Both of these suggest that a significant part of the hardware design flow will remain bottom-up, and thus tools will have to be created for IP integration and for verification before ESL is ready for commercialization.

There are significant developments supporting a top-down flow as well. “It all starts with a virtual prototype for architecture exploration,” says Tom De Schutter, senior product marketing manager for virtual prototyping at Synopsys. “This is where power and performance tradeoffs can be determined early. Task-driven traffic generators are used for this by deriving traffic from software applications running on virtual prototypes of the previous generation.”

Verification
A large challenge in hardware design today is the removal of the need to re-verify an IP block when adding it into a system. “One of the biggest barriers to dealing with the cost of systems is the continuous re-verification process that goes on,” says Wingard. “Very few design teams appear to really trust that the components plugged together in their designs don’t need to be re-verified in context of how they are being used. There is very little effective verification reuse. As we go from the level of an IP component to a sub-system to an SoC, to a chip on a board, there is far too much that ends up being re-verified at every level.”

“The first step in preventing the need to revalidate IP is to ensure some level of signoff quality has been established for the IP being considered,” says Bernie DeLay, group director for R&D within verification IP at Synopsys. “The IP provider needs to include the results of the advanced lint, clock domain crossing and low power analysis. The intent is not to provide environments to replicate what has been done, but rather to act as collateral that should be included with the IP package received by the IP consumer to eliminate potential boundary and RTL-assembly issues as you move to SoC integration. Since a large number of IP blocks are configurable, other keys are the configuration(s) that were utilized for this testing.”

“UML-like descriptions and languages that describe scenarios are necessary,” says Schirrmeister. “This is the next level above SystemVerilog for verification, and will be a hallmark for verification in the next decade. This is when verification shifts to the system-level and we have to rely on IP being largely bug-free.”

Accellera is currently working on the definition of these scenarios under the purview of the . If defined correctly, they could become the driver for an ESL methodology. But at the moment their focus is purely on the definition of stimulus patterns that can be run on multiple representations of a design, going from virtual prototype, through emulation and simulation, to real chip. This is an important part of the problem, but may indicate that it is not yet ready to drive the full ESL flow.

Restricting the flow
In the past, developments often have required reigning in the degrees of freedom in the design process, and while there is always resistance to this, the benefits often finish up outweighing the restrictions.

“We are getting good at interfacing so that we can limit the interactions between a sub-system and the rest of the system,” says Wingard. “Consider that many sub-systems have a good working collection of memory inside of them, but they all need access to global shared memory of some form. If this is not a protocol problem about how they communicate with that shared memory, it is a performance problem.”

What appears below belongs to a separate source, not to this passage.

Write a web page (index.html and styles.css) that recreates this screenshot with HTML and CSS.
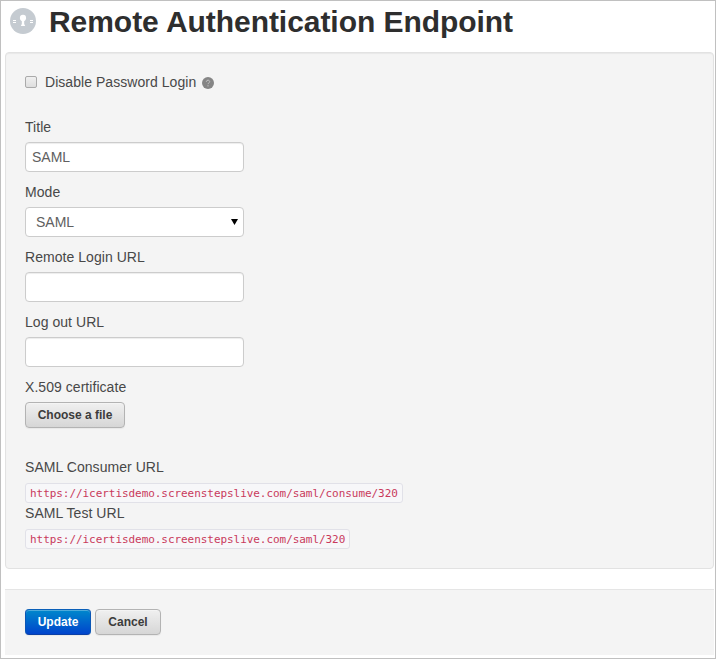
FILE: index.html
```html
<!DOCTYPE html>
<html lang="en">
<head>
<meta charset="utf-8">
<title>Remote Authentication Endpoint</title>
<link rel="stylesheet" href="styles.css">
</head>
<body>
<main class="page">
  <header class="header">
    <svg class="lock" viewBox="0 0 26 26" width="26" height="26" aria-hidden="true">
      <circle cx="13" cy="13" r="13" fill="#c5cbd1"/>
      <circle cx="13" cy="9.9" r="3.1" fill="#fff"/>
      <path d="M11.8 11h2.4v5l1 2h-4.4l1-2z" fill="#fff"/>
      <path d="M3 12.5h3M3 14.5h3M20 12.5h3M20 14.5h3" stroke="#fff" stroke-width="1"/>
    </svg>
    <h1 class="heading">Remote Authentication Endpoint</h1>
  </header>
  <form class="form">
    <section class="panel">
      <label class="check-row">
        <input class="check" type="checkbox">
        <span class="check-text">Disable Password Login</span>
        <svg class="help" viewBox="0 0 12 12" width="12" height="12" aria-hidden="true">
          <circle cx="6" cy="6" r="6" fill="#858585"/>
          <path d="M4.3 4.8C4.3 2.6 7.7 2.7 7.7 4.7C7.7 5.9 6 5.8 6 7.2M6 8.2v1.2" fill="none" stroke="#c4c4c4" stroke-width="1"/>
        </svg>
      </label>
      <label class="label" for="title">Title</label>
      <input class="field" id="title" type="text" value="SAML">
      <label class="label" for="mode">Mode</label>
      <div class="select">
        <select class="field field-select" id="mode"><option>SAML</option></select>
        <svg class="arrow" viewBox="0 0 7 6" width="7" height="6" aria-hidden="true"><path d="M0 0h7L3.5 6z" fill="#000"/></svg>
      </div>
      <label class="label" for="login">Remote Login URL</label>
      <input class="field" id="login" type="text">
      <label class="label" for="logout">Log out URL</label>
      <input class="field" id="logout" type="text">
      <div class="label">X.509 certificate</div>
      <button class="btn btn-file" type="button">Choose a file</button>
      <div class="url-label">SAML Consumer URL</div>
      <code class="code">https://icertisdemo.screenstepslive.com/saml/consume/320</code>
      <div class="url-label">SAML Test URL</div>
      <code class="code">https://icertisdemo.screenstepslive.com/saml/320</code>
    </section>
    <footer class="actions">
      <button class="btn btn-primary" type="button">Update</button>
      <button class="btn btn-cancel" type="button">Cancel</button>
    </footer>
  </form>
</main>
</body>
</html>
```
FILE: styles.css
```css
* { box-sizing: border-box; }
body {
  margin: 0;
  background: #fff;
  color: #484848;
  font: 14px/20px "Liberation Sans", Arial, sans-serif;
  letter-spacing: .05px;
}
.page {
  height: 659px;
  overflow: hidden;
  border: 1px solid #c0c0c0;
  padding: 0 1px 0 4px;
}
.header {
  display: flex;
  align-items: center;
  height: 51px;
  padding: 0 0 11px 5px;
}
.lock { flex: none; }
.heading {
  margin: 1px 0 0 13px;
  color: #2e2e2e;
  font-size: 30px;
  line-height: 40px;
  letter-spacing: -.05px;
  white-space: nowrap;
}
.panel {
  display: flex;
  flex-direction: column;
  align-items: flex-start;
  width: 709px;
  height: 517px;
  padding: 19px;
  background: #f4f4f4;
  border: 1px solid #e2e2e2;
  border-radius: 4px;
  box-shadow: inset 0 1px 1px rgba(0, 0, 0, .05);
}
.panel > * { flex-shrink: 0; }
.check-row {
  display: flex;
  align-items: center;
  height: 20px;
  margin-bottom: 25px;
}
.check {
  appearance: none;
  width: 12px;
  height: 12px;
  margin: 0 8px 0 0;
  border: 1px solid #aaa;
  border-radius: 2px;
  background: linear-gradient(#f0f0f0, #dedede);
}
.help { margin: 2px 0 0 6px; }
.label { height: 20px; margin-bottom: 5px; }
.field {
  width: 219px;
  height: 30px;
  margin: 0 0 10px;
  padding: 4px 6px;
  border: 1px solid #ccc;
  border-radius: 4px;
  background: #fff;
  box-shadow: inset 0 1px 1px rgba(0, 0, 0, .075);
  color: #606060;
  font: inherit;
}
.select { position: relative; height: 40px; }
.field-select {
  display: block;
  appearance: none;
  padding: 4px 10px;
  box-shadow: none;
}
.arrow { position: absolute; right: 6px; top: 12px; }
.btn {
  height: 26px;
  padding: 0;
  border: 1px solid #b3b3b3;
  border-radius: 4px;
  background: linear-gradient(#f0f0f0, #d6d6d6);
  box-shadow: inset 0 1px 0 rgba(255, 255, 255, .3), 0 1px 1px rgba(0, 0, 0, .05);
  color: #3c3c3c;
  font: bold 12px/20px "Liberation Sans", Arial, sans-serif;
}
.btn-file { width: 100px; margin-bottom: 29px; }
.url-label { height: 20px; }
.code {
  height: 20px;
  margin: 6px 0 0;
  padding: 0 4px;
  border: 1px solid #e1e1e8;
  border-radius: 3px;
  background: #f7f7f9;
  color: #c93a5c;
  font: 11px/19px "DejaVu Sans Mono", monospace;
  letter-spacing: -.055px;
  white-space: nowrap;
}
.actions {
  display: flex;
  gap: 4px;
  height: 66px;
  margin-top: 20px;
  padding: 19px 20px 0;
  border-top: 1px solid #e5e5e5;
  background: #f4f4f4;
}
.btn-primary {
  width: 66px;
  border-color: #0a5fb8 #0a56b5 #0a3fa5;
  background: linear-gradient(#0088cc, #0044cc);
  color: #fff;
}
.btn-cancel { width: 66px; }
```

This leads to new tools that are required. In the RTL flow, gate-level simulation was used to verify that timing constraints were being met. “That got out of hand,” says Wingard. “So there was formal technology developed called static timing analysis—a tool that could figure out if the circuit works across all possible corners. We need the equivalent in performance. We need the ability to do static performance analysis where, effectively, we can write equations that describe the performance of our systems. Like power analysis, this will infer some extra work on the people who provide the components. This will enable them to describe the performance characteristics and constraints/requirements of the blocks that are being plugged together.”

Performance analysis also needs to be more intelligent than static timing verification because it cannot require that a design be built for worst-case performance conditions where all sub-systems are attempting to access shared resources at the same time. This again needs to be scenario-driven.

There could be problems with this approach. “Performance analysis for chip interconnect has dropped down to the RT-level simply because the transaction-level does not offer enough accuracy to make the right performance decisions,” says Schirrmeister. “The same is true for power. Abstracting power states to annotate power information to transaction-level models in virtual prototypes may give enough relative accuracy to allow development of the associated software drivers, but to get estimates accurate enough to make partitioning decisions one really need to connect to implementation flows and consider dynamic power.”

Perhaps the answer lies in selected focus and mixed abstractions. “As the end system is defined by the interaction of the many domains required to implement that system, the specification of the system will incorporate the descriptions of the system from the many domains designing aspects of the system,” says Jon McDonald, technical marketing manager for DVT Questa at Mentor Graphics. “A significant enabler will be in the growth of heterogeneous design capabilities. This means being able to leverage and link work being done at different levels and in different domains to analyze and optimize decisions. This will enable designers to make more accurate decisions with more quantified tradeoffs. A new language is not the answer, better co-existence and leveraging of existing capabilities will provide a tremendous improvement in the overall system design process.”

Adds McDonald: “Our existing verification flows will continue to be focused on the IP itself, while the system verification will focus on proper applicability and use of the IP in the system. By focusing on the use cases rather than the entire exploration space we will be able to have higher confidence that the design has been properly verified for the intended task.”

Conclusion
The industry is closer to the definition of a real ESL flow than it has ever been in the past. Such a flow will include the verification task as a primary need rather than an afterthought and this is a significant advancement on the RTL flow. If this can be accomplished, it will see adoption that is faster than RTL adoption, but we will have to wait to see what is defined first. It may be optimistic to conclude that ESL will have seen significant adoption in another 10 years.



2 comments

Richard Soenneker says:

If you’re going to write an article about a topic using an acronym, it’s a great idea to define that acronym (ESL) at least once in the article, hopefully near the top. That way folks who aren’t in that subfield can understand things a bit quicker.

the dictionary link helps, but just spelling it out once is also a useful thing.

Brian Bailey says:

You are right and I apologize. Let me correct that now – Electronic System Level. Now if you are asking me define what ESL is, well, that’s another article.